I don't like that at all

So yeah, you're both absolutely spot on

That's a hack we should do now is we should we should whenever one of us gets the answer correctly like yep perfectly

Is that all out of your the Tom system yeah yeah, no, no

good, okay

This feels like a forced perspective kind of thing is my immediate thought here like a you know when you see

Like an elongated oval from a circle

Yeah

look like a full circle or can look smaller depending on the angle you're looking at it from.

Great shout.

Yeah.

And I assume like a cobra, a cobra's head is like the shape of that is probably when you look at that from different angles, it looks like a different shape or size.

Caroline, please let this be right.

Just let us live in this.

It's so great.

Like dazzle camouflage.

Like navies used to paint ships with strange stripes and strange colours, not as camouflage, but so that submarines couldn't get a good look on how far away they were and just confuse unlookers.

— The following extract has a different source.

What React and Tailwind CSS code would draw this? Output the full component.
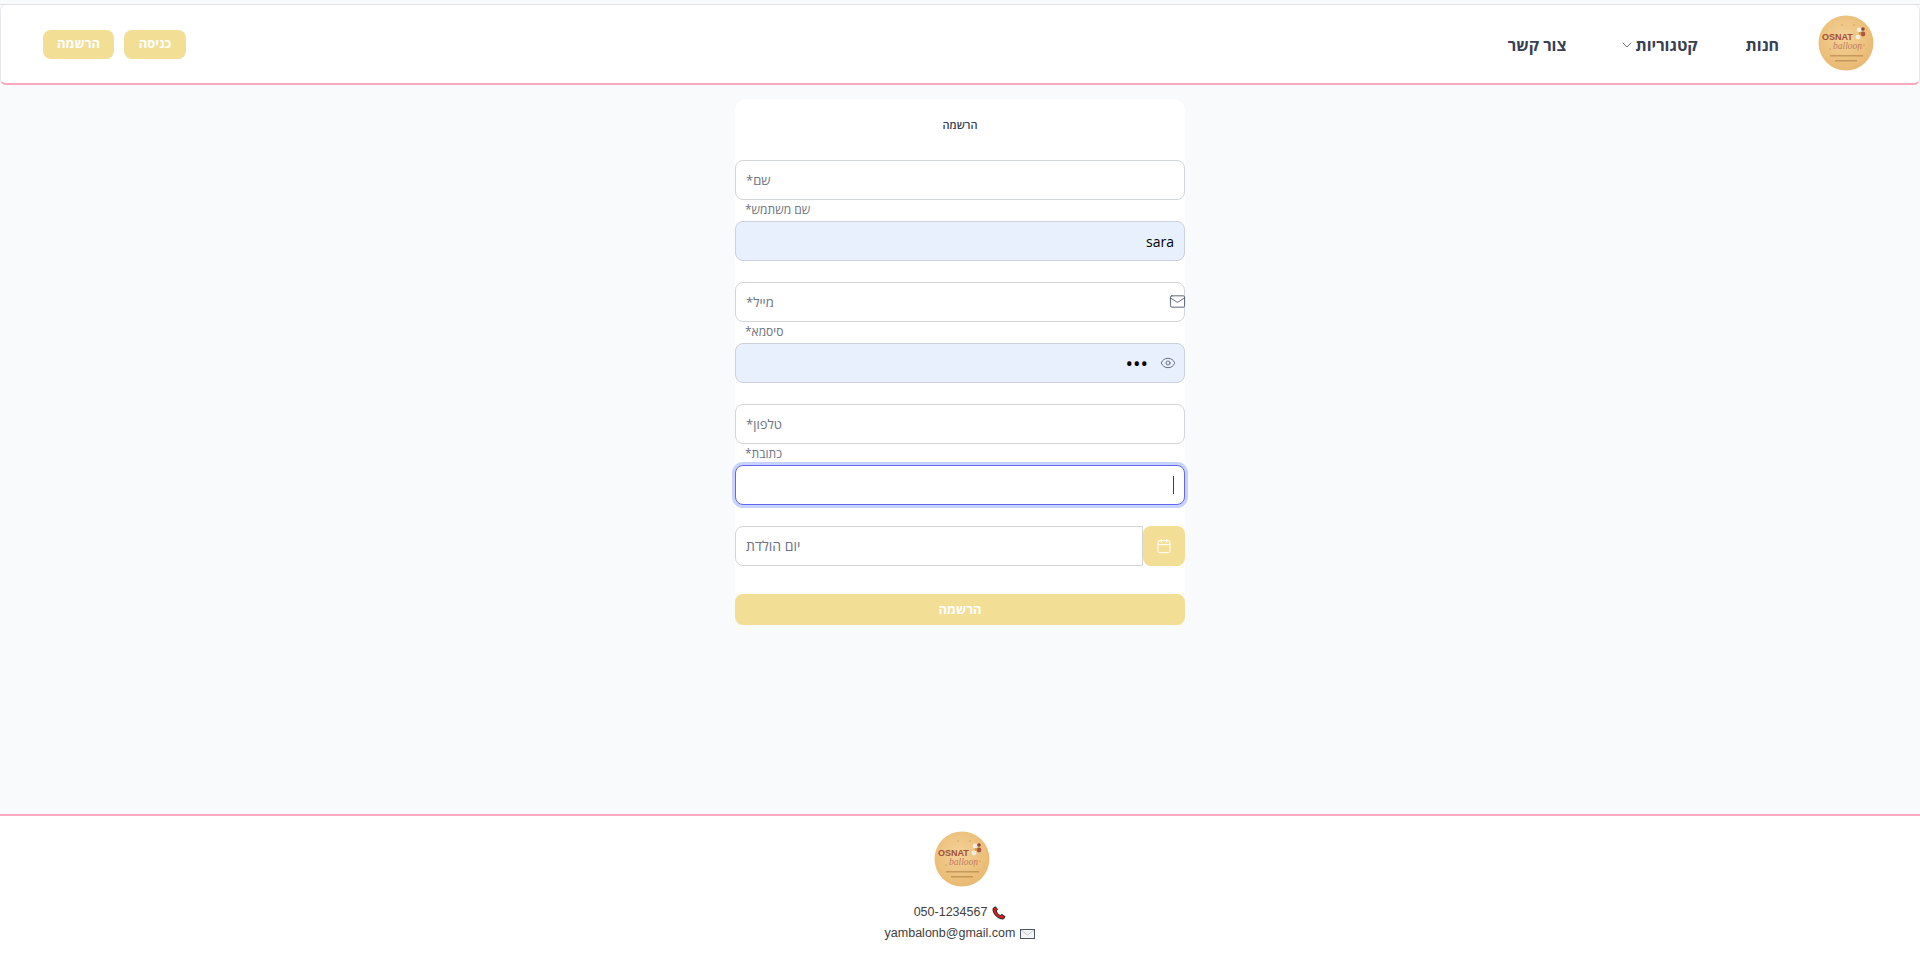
import React from "react";
import { Mail, Eye, Calendar, ChevronDown } from "lucide-react";

const Logo = ({ id }) => (
  <svg width="56" height="56" viewBox="0 0 56 56" className="shrink-0">
    <defs>
      <radialGradient id={id} cx="45%" cy="40%" r="65%">
        <stop offset="0%" stopColor="#f4d297" />
        <stop offset="100%" stopColor="#e8b76f" />
      </radialGradient>
    </defs>
    <circle cx="28" cy="28" r="27.5" fill={`url(#${id})`} />
    <text x="4" y="25" fontSize="9" fontWeight="700" fill="#a24f38" fontFamily="Liberation Sans, sans-serif" direction="ltr">
      OSNAT
    </text>
    <text x="15" y="34" fontSize="9.5" fontStyle="italic" fill="#c07a62" fontFamily="Liberation Serif, serif" direction="ltr">
      balloon
    </text>
    <circle cx="41" cy="15" r="2.4" fill="#f5ecdc" />
    <circle cx="45" cy="19" r="2.4" fill="#a9573f" />
    <circle cx="40" cy="22" r="2.4" fill="#f5ecdc" />
    <circle cx="45" cy="14" r="1.8" fill="#8d4a35" />
    <circle cx="42" cy="18.5" r="1.4" fill="#d79a4a" />
    <rect x="12" y="40" width="33" height="1.5" fill="#8f5a26" opacity="0.4" />
    <rect x="17" y="45" width="22" height="1.5" fill="#8f5a26" opacity="0.4" />
    <circle cx="36" cy="10" r="0.5" fill="#a86b2c" />
    <circle cx="24" cy="10" r="0.5" fill="#a86b2c" />
    <circle cx="46" cy="30" r="0.5" fill="#a86b2c" />
    <circle cx="40" cy="35" r="0.5" fill="#a86b2c" />
    <circle cx="12" cy="34" r="0.5" fill="#a86b2c" />
  </svg>
);

const Field = ({ placeholder, value, filled, focus, icon, type, pad }) => (
  <div className="relative">
    <input
      readOnly
      type={type || "text"}
      placeholder={placeholder}
      defaultValue={value}
      className={`block w-full h-10 rounded-lg px-[10px] text-black text-right placeholder:text-left placeholder:text-[13px] placeholder:text-[#6b7280] outline-none ${
        type === "password" ? "text-[20px]" : "text-[14px]"
      } ${placeholder ? "pb-[2px]" : ""} ${
        focus
          ? "border border-[#6366f1] ring-[3px] ring-[#c7d2fe] bg-white"
          : filled
            ? "border bg-[#e8f0fe] border-[#cbd0dc]"
            : "border bg-white border-[#d1d5db]"
      } ${pad ? "pr-[36px]" : ""}`}
    />
    {focus && <span className="absolute right-[11px] top-[11px] h-[18px] w-px bg-[#374151]" />}
    {icon}
  </div>
);

const Label = ({ children }) => (
  <label className="block h-[21px] px-[10px] pt-[2px] text-left text-[12px] leading-[16px] text-[#6b7280]">{children}</label>
);

const App = () => {
  return (
    <div dir="rtl" className="min-h-screen flex flex-col bg-[#f9fafb] font-['Open_Sans','Noto_Sans',sans-serif]">
      <div className="pt-[4px]">
        <div className="h-px bg-[#dfe1e5]" />
        <nav className="h-[80px] flex items-center justify-between pr-[45px] pl-[42px] bg-white rounded-md border-x border-[#e5e7eb] border-b-2 border-b-[#f9a8c0]">
          <div className="flex items-center">
            <div className="mb-[2px]">
              <Logo id="logo-top" />
            </div>
            <a className="mr-[39px] pt-[2px] text-[16px] font-bold text-[#374151]">חנות</a>
            <a className="mr-[48px] pt-[2px] flex items-center text-[16px] font-bold text-[#374151]">
              קטגוריות
              <ChevronDown size={16} strokeWidth={1.5} className="text-[#6b7280]" />
            </a>
            <a className="mr-[53px] pt-[2px] text-[16px] font-bold text-[#374151]">צור קשר</a>
          </div>
          <div className="flex items-center gap-[10px]">
            <button className="h-[29px] w-[62px] rounded-lg bg-[#f3de96] text-white text-[13px] font-bold">כניסה</button>
            <button className="h-[29px] w-[71px] rounded-lg bg-[#f3de96] text-white text-[13px] font-bold">הרשמה</button>
          </div>
        </nav>
      </div>

      <main className="flex-1 pt-[14px]">
        <div className="mx-auto w-[450px]">
          <form className="bg-white rounded-t-xl">
            <h2 className="h-[61px] pt-[16px] text-center text-[11px] leading-[20px] font-semibold text-[#374151]">הרשמה</h2>

            <Field placeholder="שם*" />
            <Label>שם משתמש*</Label>
            <Field value="sara" filled />

            <div className="h-[21px]" />
            <Field
              placeholder="מייל*"
              icon={<Mail size={17} strokeWidth={1.25} className="absolute right-[-1px] top-[11px] text-[#4b5563]" />}
            />
            <Label>סיסמא*</Label>
            <Field
              value="123"
              type="password"
              filled
              pad
              icon={<Eye size={16} strokeWidth={1.5} className="absolute right-[9px] top-[12px] text-[#6b7280]" />}
            />

            <div className="h-[21px]" />
            <Field placeholder="טלפון*" />
            <Label>כתובת*</Label>
            <Field focus />

            <div className="h-[21px]" />
            <div className="flex h-10">
              <div className="w-[42px] rounded-lg bg-[#f3de96] flex items-center justify-center">
                <Calendar size={16} strokeWidth={1.5} className="text-white" />
              </div>
              <input
                readOnly
                placeholder="יום הולדת"
                className="flex-1 min-w-0 rounded-l-lg border border-[#d1d5db] bg-white px-[10px] pb-[2px] text-[14px] text-right placeholder:text-left placeholder:text-[#6b7280] outline-none"
              />
            </div>
            <div className="h-[28px]" />
          </form>
          <button className="block w-full h-[31px] rounded-lg bg-[#f3de96] text-white text-[13px] font-bold">הרשמה</button>
        </div>
      </main>

      <footer className="h-[141px] shrink-0 bg-white border-t-2 border-[#f9a8c0] flex flex-col items-center pt-[15px]">
        <div className="translate-x-[2px]">
          <Logo id="logo-bottom" />
        </div>
        <div dir="ltr" className="mt-[15px] flex items-center gap-[5px] text-[12.5px] leading-[21px] text-[#404040] font-['Liberation_Sans',sans-serif]">
          <span>050-1234567</span>
          <svg width="14" height="14" viewBox="0 0 14 14">
            <path d="M1 2.5 L3.5 0.8 L5.5 3.5 L4.2 5 C4.8 6.8 6.2 8.6 8.2 9.6 L9.8 8.4 L13 10.6 L11.4 13 C6.5 13.4 0.5 8 1 2.5 Z" fill="#d81e1e" stroke="#1f1f1f" strokeWidth="1" />
          </svg>
        </div>
        <div dir="ltr" className="flex items-center gap-[5px] text-[12.5px] leading-[21px] text-[#404040] font-['Liberation_Sans',sans-serif]">
          <span>yambalonb@gmail.com</span>
          <svg width="15" height="12" viewBox="0 0 15 12">
            <rect x="0.5" y="1.5" width="14" height="9" fill="#f3f4f6" stroke="#4b5563" />
            <path d="M1 2 L7.5 7 L14 2" fill="none" stroke="#c4c7cc" />
          </svg>
        </div>
      </footer>
    </div>
  );
};

export default App;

And also, just like other biomimicry, I believe inspired by zebras, if not, very similar to

the zebra movement, yeah.

And you know what?

That is very along the right sort of lines.

Okay, very along the right sky.

Also, good use of the word biomimicry, Tom.

So the mutual and Tom Appreciation Society is going to continue for a little while here.

We did a topic on LLE about that recently.

Check it out.

Yeah.

Also, Caroline, you would make a wonderful teacher if someone gives a wrong answer and you say, that's so fantastically, similarly close to the right line.

That's almost so nearly there,

but just not.

How along the right lines?

Is this a biomimicry thing?

Yes, it is a sort of biomimicry thing.

Biomimicry thing.

Yeah.

Is it a cobra?

I actually don't know if there's a specific snake in mind.

Okay, so it's not about the head shape of a cobra then.

That's all the only.

Oh, that's a shame because I just remembered like side winder missiles and I was thinking, oh, that's a snake warfare connection.

I didn't know.

Also, you said this was a CF-18.

It's not a military jet, or is it a transport plane?

It's a...

It's a military.

Military plane.

Okay.

Are we talking like big old tanker here?

Are we talking like fighter jet?

Very, yeah, fighter jet.

Very, very.

It's a McDonnell Douglas CF-18 fighter jet is the jet in question.

Does it make it look like the plane's got a big hole in it?

It doesn't make the plane look.

like i'm just i'm just trying anything it doesn't make the plane look like it has a big hole in it but it does make the plane look like there's

a snake

there's a snake in my plane

again you're sort of along the right lines of trying to make it look like something it doesn't look like a fighter jet it looks like oh no it definitely still looks like a fighter jet i mean does it i'm just trying to imagine, like, if you're looking at a stretched out oval from...

It's about...

It is the force perspective idea, right?

That's my thought.

The oval looks different

sizes and shapes.

No.

It's not to do with force perspective.

No.

You have no idea.

Is it just one?

Well, so it is just one elongated oval.

Where is it?

It has got, I will say, so it's an elongated oval.

It's got a single stripe across it as well.

That's the same as the rest of the plane.

Tom, you just asked a really interesting question.

Where is it?

Is it on the wings?

Is it down the middle of it?

On the top?

On the tail, maybe?

Does it look like the backs of the engines?

Fighter jets have like, oh, okay, big holes on the back, I was thinking.

So it looks like they're bigger or more open than they are.

It doesn't make it look like the engine, but what else could an elongated oval maybe look like?

Especially thinking about where it's positioned again.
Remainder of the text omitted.